Juiz determina a suspensão da criação do Parque Natural Municipal do Lageado em Iporanga – SP: Área concentra importante patrimônio espeleológico

Fonte: Iporanga na NET

Para os Ilustres Defensores o ato administrativo que determina a expropriação da área para que , posteriormente, seja criada uma Unidade de Conservação, é ilegal e abusivo, ou seja, está fora do que determina a lei e está eivado de arbitrariedade.
Nos últimos dias  deste mês os Defensores Públicos Andrew Toshio Hayama e Thiago de Luna Cury da Defensoria Pública do Estado de São Paulo- Unidade de Registro/SP impetraram, perante o Juízo da Comarca de Eldorado/SP um MANDADO DE SEGURANÇA COM PEDIDO LIMINAR com a única finalidade de suspender o Decreto Municipal nº 663/2012,  que declara de utilidade pública área de 5.255,57 há, de 06 de fevereiro de 2012, por ser  ato ilegal e abusivo, sob pena de crime de desobediência (artigo 26 da Lei 12016/2009) .

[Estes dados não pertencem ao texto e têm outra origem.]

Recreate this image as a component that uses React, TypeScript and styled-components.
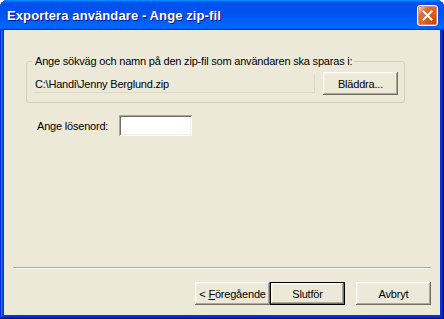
import React from "react";
import styled, { createGlobalStyle } from "styled-components";

const colors = {
  face: "#ECE9D8",
  highlight: "#FFFFFF",
  light: "#F1EFE2",
  shadow: "#ACA899",
  darkShadow: "#716F64",
  groupLine: "#D0D0BF",
  text: "#000000",
};

const GlobalStyle = createGlobalStyle`
  html, body {
    margin: 0;
    padding: 0;
    background: #ffffff;
  }
  body {
    font-family: Tahoma, "Liberation Sans", Arial, sans-serif;
    font-size: 11px;
    letter-spacing: -0.2px;
    color: ${colors.text};
  }
`;

const Window = styled.div`
  width: 444px;
  height: 319px;
  display: flex;
  flex-direction: column;
  border-radius: 8px 8px 0 0;
  overflow: hidden;
  background: #0831d9;
  box-shadow: inset -1px -1px #00138c, inset 1px 1px #0831d9,
    inset -2px -2px #001ea0, inset 2px 2px #166aee, inset -3px -3px #003bda,
    inset 3px 3px #0855dd;
`;

const TitleBar = styled.div`
  height: 30px;
  flex: 0 0 30px;
  display: flex;
  align-items: center;
  justify-content: space-between;
  padding: 0 6px 0 7px;
  box-sizing: border-box;
  background: linear-gradient(
    180deg,
    #0997ff,
    #0053ee 8%,
    #0050ee 40%,
    #06f 88%,
    #06f 93%,
    #005bff 95%,
    #003dd7 96%,
    #003dd7
  );
`;

const Title = styled.span`
  color: #ffffff;
  font-family: "Trebuchet MS", "Liberation Sans", Arial, sans-serif;
  font-weight: bold;
  font-size: 13px;
  letter-spacing: 0.1px;
  text-shadow: 1px 1px #0f1089;
  padding-top: 1px;
`;

const CloseButton = styled.button`
  width: 21px;
  height: 21px;
  padding: 0;
  border: 1px solid #ffffff;
  border-radius: 3px;
  display: flex;
  align-items: center;
  justify-content: center;
  background: radial-gradient(
    circle at 90% 90%,
    #cc4600 0,
    #dc6527 55%,
    #cd7546 70%,
    #ffccb2 90%,
    #fff 100%
  );
  box-shadow: inset 0 0 0 1px #e9855b;
`;

const Client = styled.div`
  flex: 1;
  margin: 0 4px 4px 4px;
  background: ${colors.face};
  display: flex;
  flex-direction: column;
`;

const Content = styled.div`
  padding: 25px 0 0 22px;
  display: flex;
  flex-direction: column;
`;

const GroupBox = styled.fieldset`
  margin: 0;
  width: 378px;
  box-sizing: border-box;
  border: 1px solid ${colors.groupLine};
  border-radius: 3px;
  padding: 4px 6px 7px 6px;
`;

const Legend = styled.legend`
  padding: 0 2px;
  margin-left: 0;
  line-height: 13px;
`;

const PathRow = styled.div`
  display: flex;
  align-items: center;
  gap: 8px;
`;

const PathField = styled.div`
  width: 282px;
  height: 19px;
  box-sizing: border-box;
  border: 1px solid #dcd8c8;
  border-top-color: ${colors.face};
  border-left-color: ${colors.face};
  padding: 0 1px;
  display: flex;
  align-items: center;
`;

const Button = styled.button<{ $default?: boolean }>`
  width: 75px;
  height: 23px;
  padding: 0;
  box-sizing: border-box;
  font: inherit;
  letter-spacing: inherit;
  color: ${colors.text};
  background: ${colors.face};
  border: ${(p) => (p.$default ? "1px solid #000" : "none")};
  box-shadow: inset -1px -1px ${colors.darkShadow},
    inset 1px 1px ${colors.highlight}, inset -2px -2px ${colors.shadow},
    inset 2px 2px ${colors.light};
`;

const PasswordRow = styled.div`
  display: flex;
  align-items: center;
  margin: 12px 0 0 11px;
`;

const Label = styled.label`
  width: 82px;
`;

const PasswordInput = styled.input`
  width: 73px;
  height: 21px;
  box-sizing: border-box;
  border: none;
  outline: none;
  padding: 2px 3px;
  font: inherit;
  background: #ffffff;
  box-shadow: inset 1px 1px ${colors.shadow}, inset -1px -1px ${colors.highlight},
    inset 2px 2px ${colors.darkShadow}, inset -2px -2px ${colors.light};
`;

const Footer = styled.div`
  margin-top: auto;
  padding: 0 9px 10px 9px;
  display: flex;
  flex-direction: column;
`;

const Separator = styled.div`
  height: 0;
  border-top: 1px solid ${colors.shadow};
  border-bottom: 1px solid ${colors.highlight};
  margin-bottom: 13px;
`;

const ButtonRow = styled.div`
  display: flex;
  justify-content: flex-end;
  align-items: center;
`;

const ButtonGap = styled.div`
  width: 11px;
`;

const CloseIcon = () => (
  <svg width="13" height="13" viewBox="0 0 13 13">
    <path
      d="M2.5 2.5 L10.5 10.5 M10.5 2.5 L2.5 10.5"
      stroke="#ffffff"
      strokeWidth="2"
      strokeLinecap="square"
    />
  </svg>
);

const App: React.FC = (): JSX.Element => {
  return (
    <>
      <GlobalStyle />
      <Window>
        <TitleBar>
          <Title>Exportera användare - Ange zip-fil</Title>
          <CloseButton aria-label='Stäng'>
            <CloseIcon />
          </CloseButton>
        </TitleBar>
        <Client>
          <Content>
            <GroupBox>
              <Legend>
                Ange sökväg och namn på den zip-fil som användaren ska sparas i:
              </Legend>
              <PathRow>
                <PathField>C:\Handi\Jenny Berglund.zip</PathField>
                <Button>Bläddra...</Button>
              </PathRow>
            </GroupBox>
            <PasswordRow>
              <Label htmlFor='pwd'>Ange lösenord:</Label>
              <PasswordInput id='pwd' type='password' />
            </PasswordRow>
          </Content>
          <Footer>
            <Separator />
            <ButtonRow>
              <Button>
                &lt; <u>F</u>öregående
              </Button>
              <Button $default>Slutför</Button>
              <ButtonGap />
              <Button>Avbryt</Button>
            </ButtonRow>
          </Footer>
        </Client>
      </Window>
    </>
  );
};

export default App;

Com mais de 90 páginas de argumentação e cerca de 100 páginas de documentação, o Mandado de Segurança continha em seu teor toda a narrativa dos fatos ocorridos, desde a primeira reunião realizada na Praça Matriz de Iporanga com a população local e alguns afetados até a “consulta pública” realizada no dia 06 de fevereiro de 2012.
Para os Ilustres Defensores o ato administrativo que determina a expropriação da área para que , posteriormente, seja criada uma Unidade de Conservação, é ilegal e abusivo, ou seja, está fora do que determina a lei e está eivado de arbitrariedade.
“O Município omitiu a existência de comunidades quilombolas e tradicionais nos territórios afetados, inflamando a indignação dos movimentos sociais e da sociedade civil organizada. De fato, o Decreto original ameaçava trecho de remanescentes de quilombolas de Bombas e de Porto Velho.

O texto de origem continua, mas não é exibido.